I need to get an appraisal for an engagement ring for insurance, can anyone suggest me a good place to do it in the GTA area? how long does it take and how much does it usually cost?

Thanks!


----------



## I'm Howard (Oct 13, 2010)

Most Jewellers can handle it, and appraisal is usually twice what some one would actually pay you.


----------



## Square Root (Jan 30, 2010)

Yes. At least twice what you actually paid. Not sure how the insurance companies deal with that issue. If they actually give you what it is appraised for (in the event of loss) you could make a lot of money? I got an appraisal recently that had both retail (higher) and wholesale values. I could chose which one to use for insurance. Used the higher one.


----------



## CuriousReader (Apr 3, 2009)

Square Root said:


> Yes. At least twice what you actually paid. Not sure how the insurance companies deal with that issue. If they actually give you what it is appraised for (in the event of loss) you could make a lot of money? I got an appraisal recently that had both retail (higher) and wholesale values. I could chose which one to use for insurance. Used the higher one.

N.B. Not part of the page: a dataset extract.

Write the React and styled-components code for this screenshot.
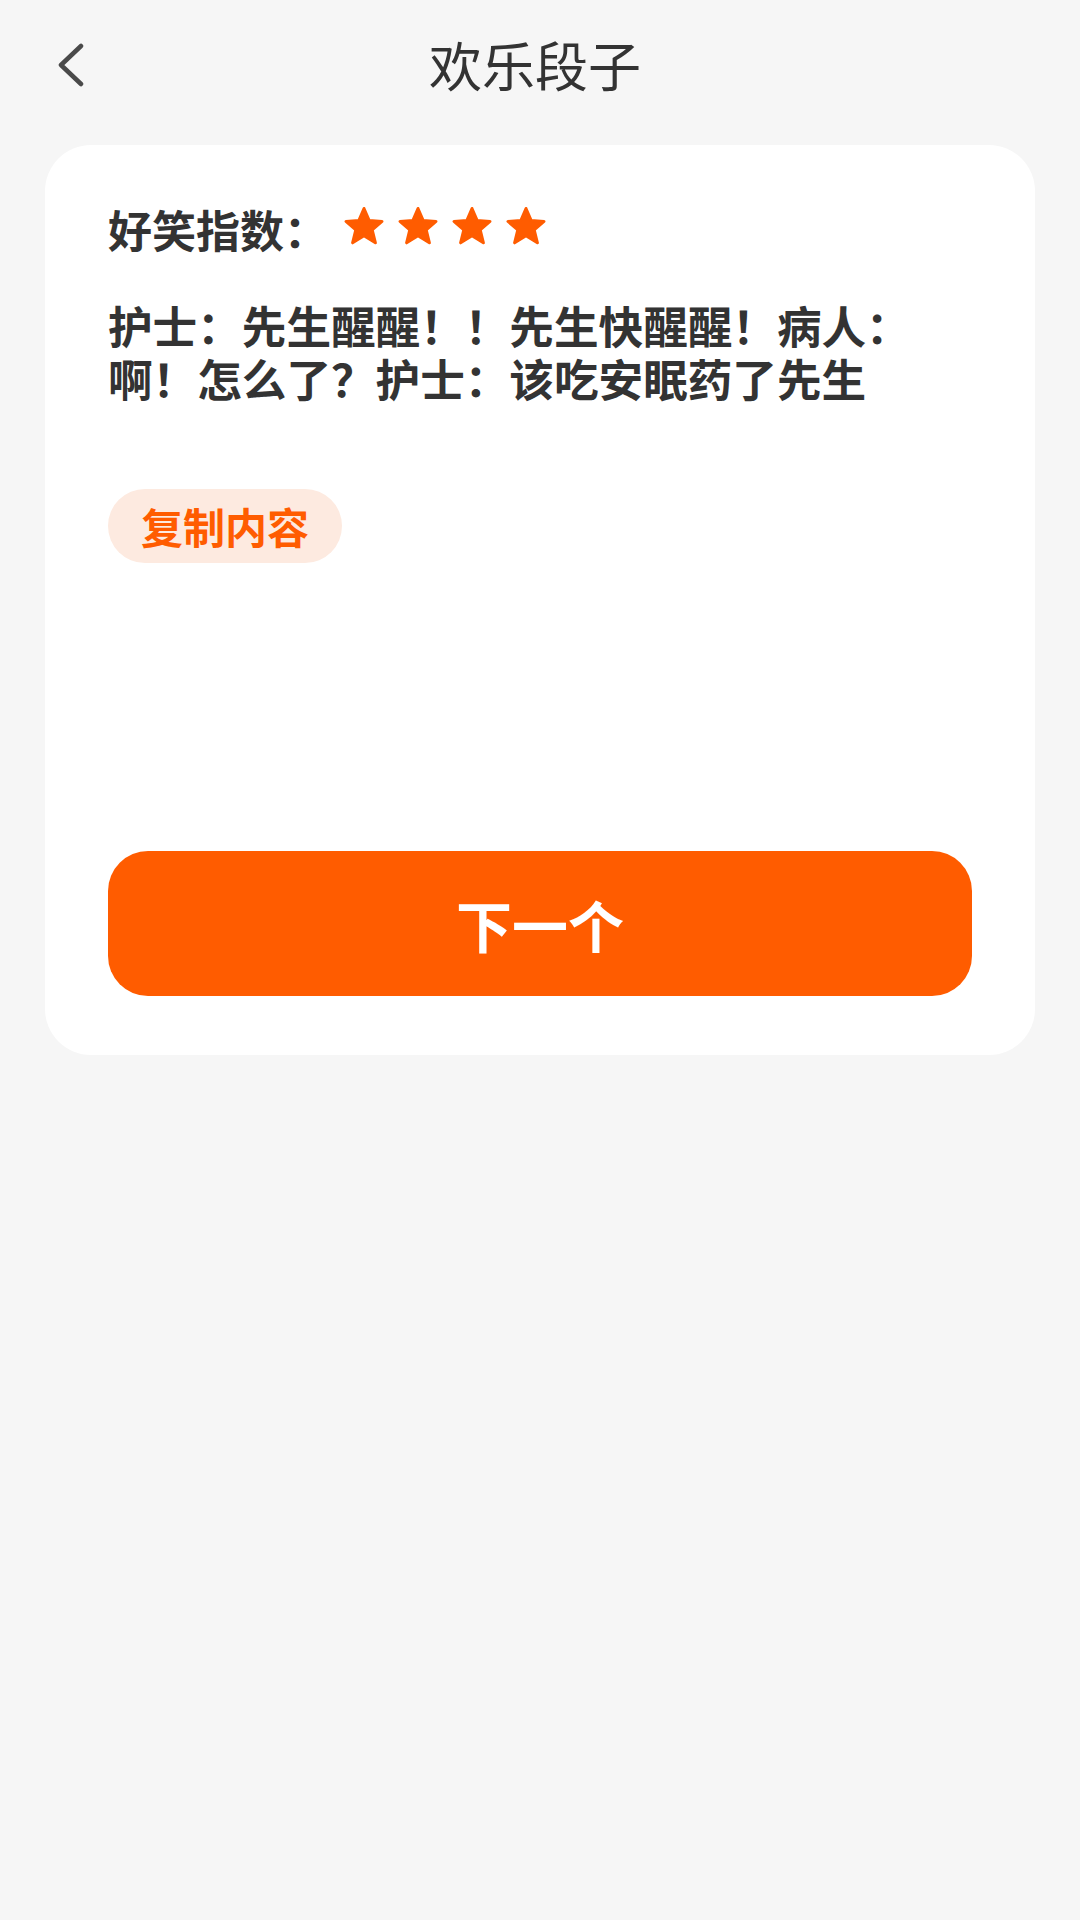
import React from "react";
import styled, { createGlobalStyle } from "styled-components";

const GlobalStyle = createGlobalStyle`
  html, body {
    margin: 0;
    padding: 0;
    background: #f6f6f6;
  }
  body {
    font-family: "Noto Sans CJK SC", "Noto Sans", sans-serif;
    color: #333333;
  }
  * { box-sizing: border-box; }
`;

const Page = styled.div`
  min-height: 1920px;
  background: #f6f6f6;
  padding: 0 45px;
  display: flex;
  flex-direction: column;
`;

const Header = styled.header`
  position: relative;
  height: 128px;
  display: flex;
  align-items: center;
  justify-content: center;
`;

const BackButton = styled.button`
  position: absolute;
  left: 8px;
  top: 42px;
  width: 36px;
  height: 46px;
  padding: 0;
  border: none;
  background: transparent;
  display: flex;
  align-items: center;
  justify-content: center;
`;

const Title = styled.h1`
  margin: 0;
  font-size: 53px;
  font-weight: 400;
  color: #333333;
  line-height: 1;
  transform: translateX(-5px);
`;

const Card = styled.section`
  margin-top: 17px;
  background: #ffffff;
  border-radius: 46px;
  padding: 56px 63px 59px;
  display: flex;
  flex-direction: column;
`;

const RatingRow = styled.div`
  display: flex;
  align-items: center;
  height: 56px;
`;

const Label = styled.span`
  font-size: 44px;
  font-weight: 700;
  color: #333333;
  line-height: 56px;
`;

const Stars = styled.div`
  display: flex;
  gap: 12px;
  margin-left: 15px;
  margin-top: -6px;
`;

const Joke = styled.p`
  margin: 41px 0 0;
  font-size: 44.6px;
  font-weight: 700;
  line-height: 53px;
  color: #333333;
`;

const CopyButton = styled.button`
  align-self: flex-start;
  margin-top: 85px;
  height: 74px;
  padding: 0 33px;
  border: none;
  border-radius: 37px;
  background: #fdeae0;
  color: #ff5c00;
  font-family: "Noto Sans CJK SC", sans-serif;
  font-size: 42px;
  font-weight: 700;
  line-height: 74px;
`;

const NextButton = styled.button`
  margin-top: 288px;
  height: 145px;
  width: 100%;
  border: none;
  border-radius: 40px;
  background: #ff5c00;
  color: #ffffff;
  font-family: "Noto Sans CJK SC", sans-serif;
  font-size: 56px;
  font-weight: 700;
`;

const Star = () => (
  <svg width="42" height="42" viewBox="0 0 42 42">
    <polygon
      points="21,3.5 26.2,15.6 39,16.4 29.2,24.9 32.4,37.8 21,30.8 9.6,37.8 12.8,24.9 3,16.4 15.8,15.6"
      fill="#ff5c00"
      stroke="#ff5c00"
      strokeWidth="3"
      strokeLinejoin="round"
    />
  </svg>
);

export default function App() {
  return (
    <>
      <GlobalStyle />
      <Page>
        <Header>
          <BackButton aria-label="返回">
            <svg width="30" height="44" viewBox="0 0 30 44">
              <polyline
                points="25,3 5,22 25,41"
                fill="none"
                stroke="#4a4a4a"
                strokeWidth="4.5"
                strokeLinecap="round"
                strokeLinejoin="round"
              />
            </svg>
          </BackButton>
          <Title>欢乐段子</Title>
        </Header>
        <Card>
          <RatingRow>
            <Label>好笑指数：</Label>
            <Stars>
              <Star />
              <Star />
              <Star />
              <Star />
            </Stars>
          </RatingRow>
          <Joke>护士：先生醒醒！！先生快醒醒！病人：啊！怎么了？护士：该吃安眠药了先生</Joke>
          <CopyButton>复制内容</CopyButton>
          <NextButton>下一个</NextButton>
        </Card>
      </Page>
    </>
  );
}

Wouldnt choosing the higher one also mean higher premium?

What does it cost to get appraisal?


----------



## MoneyGal (Apr 24, 2009)

You should be able to get an appraisal at no charge from the store where you bought the piece. 

Insurance for jewelry is usually a "rider" on your house insurance policy. It's been a long time since I insured jewelry, so I don't know how much a rider is now. 

The probability of loss of an engagement ring is actually relatively low, since it is worn on the body and usually women keep close track of their wedding and engagement rings. I don't have or wear an engagement ring and I don't have any riders on my insurance policy. The risk of loss of my wedding ring is very low as I don't take it off. 

The higher the insured value (whatever that insured value is), the higher the insurance cost.


----------



## Square Root (Jan 30, 2010)

CuriousReader said:


> Wouldnt choosing the higher one also mean higher premium?
> 
> What does it cost to get appraisal?


it would except it is covered in a fixed dollar amount (rider) in my homeowners policy. Like $50,000 or something. Ie jewellry loss up to $50,000 and only have to show appraisals if there is a loss. Used to have a separate listing that was insured but this was too expensive in relation to the perceived risk.


----------